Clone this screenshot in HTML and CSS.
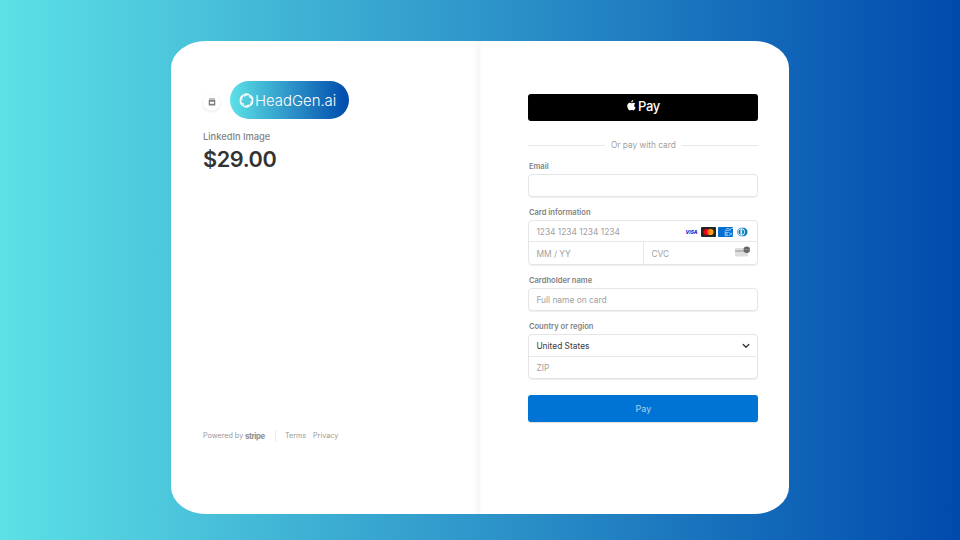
_____
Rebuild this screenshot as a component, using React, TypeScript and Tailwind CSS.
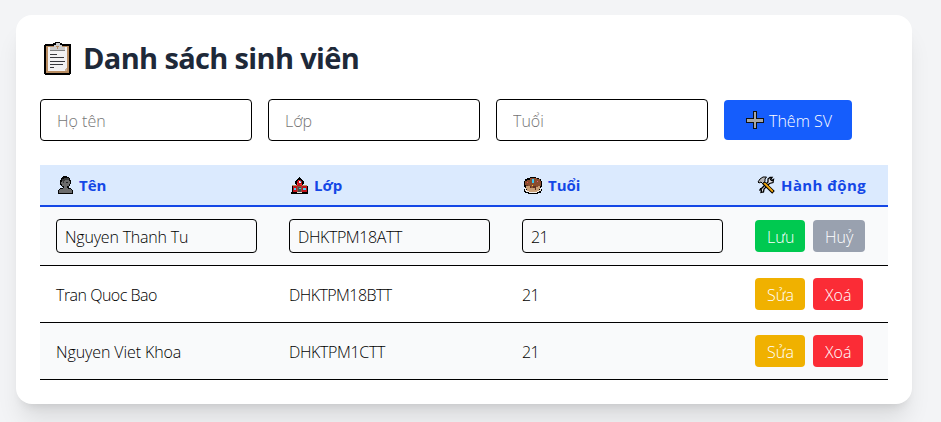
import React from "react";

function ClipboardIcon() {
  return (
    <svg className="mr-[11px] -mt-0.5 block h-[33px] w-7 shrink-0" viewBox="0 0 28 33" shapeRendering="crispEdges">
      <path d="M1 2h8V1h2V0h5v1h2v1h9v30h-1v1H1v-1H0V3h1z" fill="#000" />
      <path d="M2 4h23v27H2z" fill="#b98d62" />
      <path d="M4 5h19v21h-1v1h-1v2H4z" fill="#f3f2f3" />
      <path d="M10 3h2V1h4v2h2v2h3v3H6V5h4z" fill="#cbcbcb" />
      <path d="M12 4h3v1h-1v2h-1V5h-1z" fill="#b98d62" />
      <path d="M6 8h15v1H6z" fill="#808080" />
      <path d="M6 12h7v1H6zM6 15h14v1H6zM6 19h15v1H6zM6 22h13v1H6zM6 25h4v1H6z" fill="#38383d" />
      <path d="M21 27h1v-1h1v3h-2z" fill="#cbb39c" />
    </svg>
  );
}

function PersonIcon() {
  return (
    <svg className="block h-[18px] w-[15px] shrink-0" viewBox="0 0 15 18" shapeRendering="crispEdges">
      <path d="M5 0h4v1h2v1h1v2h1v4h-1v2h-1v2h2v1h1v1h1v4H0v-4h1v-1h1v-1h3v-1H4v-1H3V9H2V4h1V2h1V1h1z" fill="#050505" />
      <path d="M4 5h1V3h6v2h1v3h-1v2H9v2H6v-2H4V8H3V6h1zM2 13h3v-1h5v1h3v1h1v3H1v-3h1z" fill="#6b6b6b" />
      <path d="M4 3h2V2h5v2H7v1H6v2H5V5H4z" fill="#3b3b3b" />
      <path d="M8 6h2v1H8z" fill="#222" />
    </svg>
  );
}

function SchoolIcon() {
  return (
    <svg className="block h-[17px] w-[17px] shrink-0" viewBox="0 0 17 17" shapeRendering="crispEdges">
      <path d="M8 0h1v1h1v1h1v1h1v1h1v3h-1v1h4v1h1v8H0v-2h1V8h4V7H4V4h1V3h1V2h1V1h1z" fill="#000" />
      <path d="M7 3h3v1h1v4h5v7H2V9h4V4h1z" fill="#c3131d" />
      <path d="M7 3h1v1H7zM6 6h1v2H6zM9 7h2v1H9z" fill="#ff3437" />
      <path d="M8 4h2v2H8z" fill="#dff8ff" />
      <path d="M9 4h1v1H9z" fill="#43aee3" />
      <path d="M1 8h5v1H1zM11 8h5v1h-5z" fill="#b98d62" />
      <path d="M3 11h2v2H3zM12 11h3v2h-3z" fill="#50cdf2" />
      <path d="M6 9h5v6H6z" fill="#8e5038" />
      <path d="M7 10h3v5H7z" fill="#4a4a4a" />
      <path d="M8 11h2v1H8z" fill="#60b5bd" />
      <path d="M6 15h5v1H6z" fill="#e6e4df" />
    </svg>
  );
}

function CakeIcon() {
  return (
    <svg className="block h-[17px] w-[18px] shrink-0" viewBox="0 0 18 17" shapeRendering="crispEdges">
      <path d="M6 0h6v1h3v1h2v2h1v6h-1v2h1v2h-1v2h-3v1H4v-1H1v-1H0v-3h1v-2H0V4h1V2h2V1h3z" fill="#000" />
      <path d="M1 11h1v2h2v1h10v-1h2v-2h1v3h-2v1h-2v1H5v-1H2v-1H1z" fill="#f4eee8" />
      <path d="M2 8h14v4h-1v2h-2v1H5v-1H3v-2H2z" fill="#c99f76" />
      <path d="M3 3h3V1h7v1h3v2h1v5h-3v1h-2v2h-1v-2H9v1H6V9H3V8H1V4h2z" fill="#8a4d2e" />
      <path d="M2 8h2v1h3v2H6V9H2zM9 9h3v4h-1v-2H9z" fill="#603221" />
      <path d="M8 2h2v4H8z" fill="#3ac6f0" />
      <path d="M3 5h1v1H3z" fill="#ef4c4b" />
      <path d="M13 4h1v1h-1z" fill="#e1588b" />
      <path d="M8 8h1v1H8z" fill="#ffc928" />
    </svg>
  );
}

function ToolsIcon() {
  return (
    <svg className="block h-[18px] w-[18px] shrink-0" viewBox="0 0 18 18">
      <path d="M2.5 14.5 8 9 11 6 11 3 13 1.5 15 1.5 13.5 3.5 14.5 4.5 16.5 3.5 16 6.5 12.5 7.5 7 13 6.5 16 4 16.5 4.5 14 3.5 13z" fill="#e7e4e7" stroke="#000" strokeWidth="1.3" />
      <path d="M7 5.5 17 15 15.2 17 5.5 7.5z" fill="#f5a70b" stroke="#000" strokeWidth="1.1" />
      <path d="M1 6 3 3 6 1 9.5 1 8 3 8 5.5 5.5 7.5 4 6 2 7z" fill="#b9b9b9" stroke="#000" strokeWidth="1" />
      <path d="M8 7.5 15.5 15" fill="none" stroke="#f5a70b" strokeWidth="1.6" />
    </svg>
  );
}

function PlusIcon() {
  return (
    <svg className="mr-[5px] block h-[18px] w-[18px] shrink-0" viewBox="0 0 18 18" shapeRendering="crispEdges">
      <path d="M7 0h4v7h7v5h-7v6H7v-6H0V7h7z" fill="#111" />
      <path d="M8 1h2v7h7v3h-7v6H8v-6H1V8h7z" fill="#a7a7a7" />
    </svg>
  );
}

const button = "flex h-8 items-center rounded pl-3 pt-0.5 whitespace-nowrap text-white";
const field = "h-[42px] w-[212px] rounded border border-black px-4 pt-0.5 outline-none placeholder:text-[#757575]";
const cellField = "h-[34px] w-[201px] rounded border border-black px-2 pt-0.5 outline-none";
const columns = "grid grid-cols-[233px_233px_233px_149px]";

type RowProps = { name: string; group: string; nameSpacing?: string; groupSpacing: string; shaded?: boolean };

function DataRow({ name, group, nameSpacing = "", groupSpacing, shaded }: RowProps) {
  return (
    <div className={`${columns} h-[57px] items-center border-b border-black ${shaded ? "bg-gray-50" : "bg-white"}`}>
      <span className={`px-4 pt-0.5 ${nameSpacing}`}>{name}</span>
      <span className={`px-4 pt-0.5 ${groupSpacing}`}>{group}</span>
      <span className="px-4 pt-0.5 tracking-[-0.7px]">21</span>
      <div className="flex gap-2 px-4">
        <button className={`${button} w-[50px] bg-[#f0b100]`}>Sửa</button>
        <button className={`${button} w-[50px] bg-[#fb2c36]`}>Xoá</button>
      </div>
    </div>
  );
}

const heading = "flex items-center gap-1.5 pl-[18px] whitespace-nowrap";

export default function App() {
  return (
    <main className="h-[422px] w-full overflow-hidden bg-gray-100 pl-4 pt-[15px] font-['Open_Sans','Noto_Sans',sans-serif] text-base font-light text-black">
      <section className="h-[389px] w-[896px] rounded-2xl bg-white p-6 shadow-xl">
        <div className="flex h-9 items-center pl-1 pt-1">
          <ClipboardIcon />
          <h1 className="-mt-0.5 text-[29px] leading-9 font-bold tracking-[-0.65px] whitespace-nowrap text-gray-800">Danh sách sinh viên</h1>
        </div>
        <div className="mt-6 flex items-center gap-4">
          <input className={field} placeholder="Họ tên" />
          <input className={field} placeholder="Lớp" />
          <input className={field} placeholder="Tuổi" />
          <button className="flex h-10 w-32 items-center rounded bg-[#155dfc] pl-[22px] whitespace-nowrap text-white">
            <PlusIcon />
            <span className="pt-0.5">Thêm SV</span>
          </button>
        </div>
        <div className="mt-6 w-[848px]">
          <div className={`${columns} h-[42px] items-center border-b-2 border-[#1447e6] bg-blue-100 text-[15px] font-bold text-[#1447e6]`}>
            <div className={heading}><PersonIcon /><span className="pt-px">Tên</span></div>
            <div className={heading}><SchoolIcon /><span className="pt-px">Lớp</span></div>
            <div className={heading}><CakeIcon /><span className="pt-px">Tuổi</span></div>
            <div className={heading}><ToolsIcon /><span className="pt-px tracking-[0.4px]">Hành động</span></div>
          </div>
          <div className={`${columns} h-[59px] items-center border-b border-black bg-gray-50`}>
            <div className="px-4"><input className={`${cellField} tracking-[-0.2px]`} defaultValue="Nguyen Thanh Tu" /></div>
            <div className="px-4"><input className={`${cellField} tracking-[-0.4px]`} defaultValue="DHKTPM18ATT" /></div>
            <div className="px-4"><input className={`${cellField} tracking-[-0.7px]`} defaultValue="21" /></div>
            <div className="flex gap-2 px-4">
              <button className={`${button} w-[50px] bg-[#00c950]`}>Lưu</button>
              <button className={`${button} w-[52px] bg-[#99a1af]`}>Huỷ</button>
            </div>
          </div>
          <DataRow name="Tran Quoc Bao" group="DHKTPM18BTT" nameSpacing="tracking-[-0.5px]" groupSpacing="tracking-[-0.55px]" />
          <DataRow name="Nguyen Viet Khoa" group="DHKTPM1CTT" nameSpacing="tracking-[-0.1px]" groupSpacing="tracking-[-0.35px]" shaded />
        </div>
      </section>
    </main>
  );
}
_____
Requirements: Any pictures should be left out. Reproduce every line from the one holding "Rebuild this screenshot" down to the one holding "import React from", both of those lines included.

Solution for this exercise:
Rebuild this screenshot as a component, using React, TypeScript and Tailwind CSS.
import React from "react";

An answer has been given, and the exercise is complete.